## WHAT IS NEEDED
Pictures in the data below are not part of the copy; transcribe everything else exactly.

## INFORMATION SUPPLIED
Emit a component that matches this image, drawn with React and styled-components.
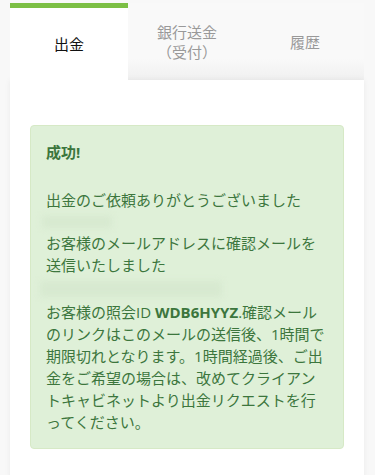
import React from "react";
import styled, { createGlobalStyle } from "styled-components";

const Global = createGlobalStyle`
  html, body { margin: 0; padding: 0; background: #f8f8f8; }
  body { font-family: "Open Sans", "Noto Sans CJK JP", sans-serif; }
`;

const Page = styled.div`
  padding: 3px 11px 0 10px;
  height: 472px;
  overflow: hidden;
`;

const Tabs = styled.div`
  display: grid;
  grid-template-columns: repeat(3, 1fr);
  height: 77px;
`;

const Tab = styled.div`
  display: flex;
  align-items: center;
  justify-content: center;
  text-align: center;
  font-size: 15px;
  line-height: 20px;
  box-sizing: border-box;
  color: ${(p) => (p.$active ? "#111" : "#999")};
  background: ${(p) =>
    p.$active
      ? "#fff"
      : "linear-gradient(to bottom, #f9f9f9 0%, #f9f9f9 72%, #f0f0f0 100%)"};
  border-top: ${(p) => (p.$active ? "5px solid #7cbf45" : "none")};
  padding-bottom: ${(p) => (p.$active ? "1px" : "0")};
  position: relative;
  z-index: ${(p) => (p.$active ? 2 : 0)};
`;

const Panel = styled.div`
  background: #fff;
  padding: 45px 20px 30px 20px;
  box-shadow: 0 0 6px rgba(0, 0, 0, 0.06);
  position: relative;
  z-index: 1;
`;

const Alert = styled.div`
  background: #dff0d8;
  border: 1px solid #d6e9c6;
  border-radius: 4px;
  color: #3c763d;
  padding: 15px;
  font-size: 15px;
  line-height: 22px;
`;

const Title = styled.strong`
  display: block;
  font-weight: 700;
  margin-bottom: 26px;
`;

const Line = styled.div``;

const BlurZone = styled.div`
  height: ${(p) => p.$h}px;
  display: flex;
  align-items: center;
`;

const Blurred = styled.div`
  width: ${(p) => p.$w}px;
  height: ${(p) => p.$bh}px;
  margin-left: ${(p) => p.$ml}px;
  background: #d7e9d0;
  filter: blur(3px);
`;

const Strong = styled.b`
  font-weight: 700;
`;

export default function App() {
  return (
    <>
      <Global />
      <Page>
        <Tabs>
          <Tab $active>出金</Tab>
          <Tab>
            銀行送金
            <br />
            （受付）
          </Tab>
          <Tab>履歴</Tab>
        </Tabs>
        <Panel>
          <Alert>
            <Title>成功!</Title>
            <Line>出金のご依頼ありがとうございました</Line>
            <BlurZone $h={21}>
              <Blurred $w={70} $bh={12} $ml={-4} />
            </BlurZone>
            <Line>
              お客様のメールアドレスに確認メールを
              <br />
              送信いたしました
            </Line>
            <BlurZone $h={25}>
              <Blurred $w={182} $bh={16} $ml={-6} />
            </BlurZone>
            <Line>
              お客様の照会ID <Strong>WDB6HYYZ</Strong>.確認メール
              <br />
              のリンクはこのメールの送信後、1時間で
              <br />
              期限切れとなります。1時間経過後、ご出
              <br />
              金をご希望の場合は、改めてクライアン
              <br />
              トキャビネットより出金リクエストを行
              <br />
              ってください。
            </Line>
          </Alert>
        </Panel>
      </Page>
    </>
  );
}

## OUTPUT OF THE TASK
Emit a component that matches this image, drawn with React and styled-components.
import React from "react";
import styled, { createGlobalStyle } from "styled-components";

const Global = createGlobalStyle`
  html, body { margin: 0; padding: 0; background: #f8f8f8; }
  body { font-family: "Open Sans", "Noto Sans CJK JP", sans-serif; }
`;

const Page = styled.div`
  padding: 3px 11px 0 10px;
  height: 472px;
  overflow: hidden;
`;

const Tabs = styled.div`
  display: grid;
  grid-template-columns: repeat(3, 1fr);
  height: 77px;
`;

const Tab = styled.div`
  display: flex;
  align-items: center;
  justify-content: center;
  text-align: center;
  font-size: 15px;
  line-height: 20px;
  box-sizing: border-box;
  color: ${(p) => (p.$active ? "#111" : "#999")};
  background: ${(p) =>
    p.$active
      ? "#fff"
      : "linear-gradient(to bottom, #f9f9f9 0%, #f9f9f9 72%, #f0f0f0 100%)"};
  border-top: ${(p) => (p.$active ? "5px solid #7cbf45" : "none")};
  padding-bottom: ${(p) => (p.$active ? "1px" : "0")};
  position: relative;
  z-index: ${(p) => (p.$active ? 2 : 0)};
`;

const Panel = styled.div`
  background: #fff;
  padding: 45px 20px 30px 20px;
  box-shadow: 0 0 6px rgba(0, 0, 0, 0.06);
  position: relative;
  z-index: 1;
`;

const Alert = styled.div`
  background: #dff0d8;
  border: 1px solid #d6e9c6;
  border-radius: 4px;
  color: #3c763d;
  padding: 15px;
  font-size: 15px;
  line-height: 22px;
`;

const Title = styled.strong`
  display: block;
  font-weight: 700;
  margin-bottom: 26px;
`;

const Line = styled.div``;

const BlurZone = styled.div`
  height: ${(p) => p.$h}px;
  display: flex;
  align-items: center;
`;

const Blurred = styled.div`
  width: ${(p) => p.$w}px;
  height: ${(p) => p.$bh}px;
  margin-left: ${(p) => p.$ml}px;
  background: #d7e9d0;
  filter: blur(3px);
`;

const Strong = styled.b`
  font-weight: 700;
`;

export default function App() {
  return (
    <>
      <Global />
      <Page>
        <Tabs>
          <Tab $active>出金</Tab>
          <Tab>
            銀行送金
            <br />
            （受付）
          </Tab>
          <Tab>履歴</Tab>
        </Tabs>
        <Panel>
          <Alert>
            <Title>成功!</Title>
            <Line>出金のご依頼ありがとうございました</Line>
            <BlurZone $h={21}>
              <Blurred $w={70} $bh={12} $ml={-4} />
            </BlurZone>
            <Line>
              お客様のメールアドレスに確認メールを
              <br />
              送信いたしました
            </Line>
            <BlurZone $h={25}>
              <Blurred $w={182} $bh={16} $ml={-6} />
            </BlurZone>
            <Line>
              お客様の照会ID <Strong>WDB6HYYZ</Strong>.確認メール
              <br />
              のリンクはこのメールの送信後、1時間で
              <br />
              期限切れとなります。1時間経過後、ご出
              <br />
              金をご希望の場合は、改めてクライアン
              <br />
              トキャビネットより出金リクエストを行
              <br />
              ってください。
            </Line>
          </Alert>
        </Panel>
      </Page>
    </>
  );
}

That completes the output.